The article makes the point that being in the valley improves your odds, not that it's impossible to start a successful company outside the valley.


The article makes the point that being in the valley improves your odds

Or, in other words, the bar is lower.


Who says? Where's the scientific study?

For example, we can't launch Foursquare both in Silicon Valley and in New York City and see which has the better outcome.


we can't launch Foursquare both in Silicon Valley and in New York City and see which has the better outcome.

Well, I think the OP's point is that you aren't as likely to get as far as launch in, say, Houston than you are in SV.

The problem is that it's hard to get a quantifiable handle on the question, not only because it is hard to count startups that never got off the ground, but also because it doesn't have to be true; people just have to believe it to be true.

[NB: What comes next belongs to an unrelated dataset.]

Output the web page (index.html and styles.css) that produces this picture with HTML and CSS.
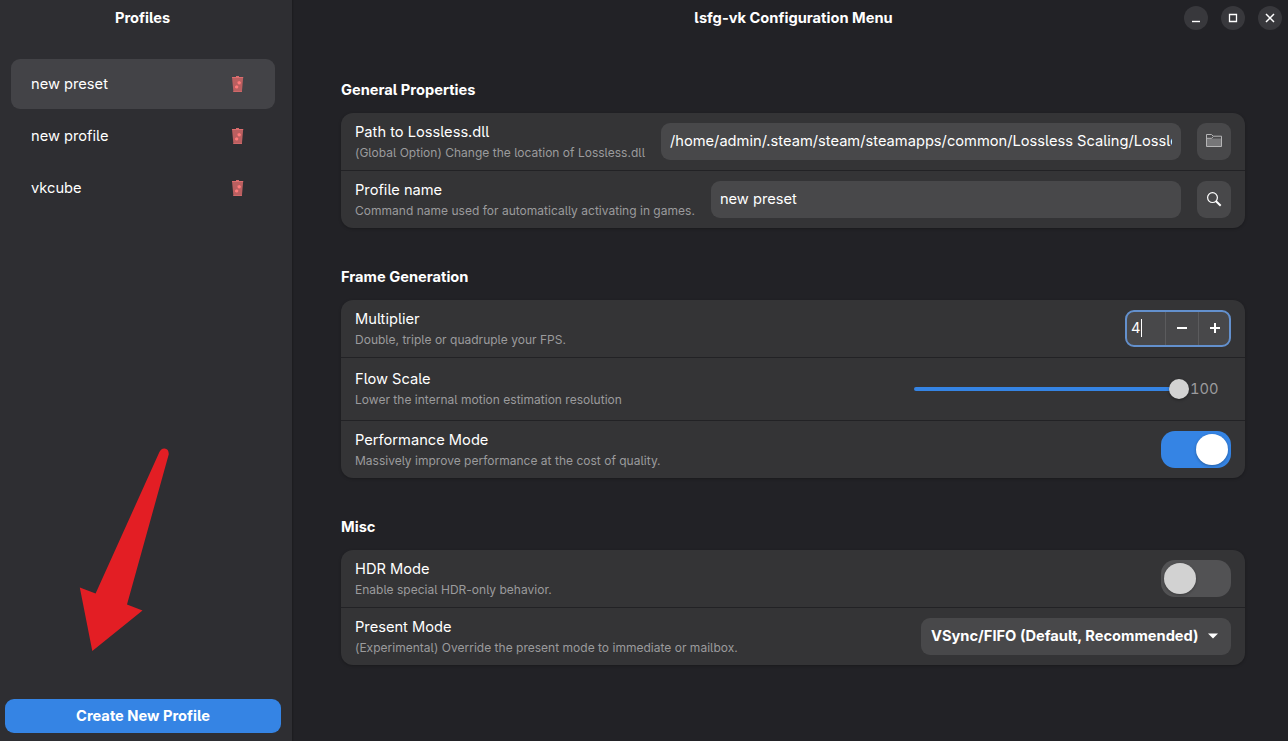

In other words, if everybody who wants to launch a startup moves to SV because they think they have to, it becomes a self fulfilling prophecy, irrespective of whether it was originally true.


The author of the origin post says - that's who. Should every view that anyone makes about anything have to be backed by a scientific study?


It seems like the main advantage to SV is finding a cofounder. If you already have one then a big part of it is gone.


I thought Foursquare did exactly that?


The negation of "you can do a startup from anywhere" is not "you can only do a startup in Silicon Valley".


It's just a tiresome argument that really doesn't need making. Find your team, build your product, and start marketing it.


Finding your team is a lot easier in the valley than anywhere else in the world.

I live in Europe and I've never met anyone who I think would make a half-decent co-founder.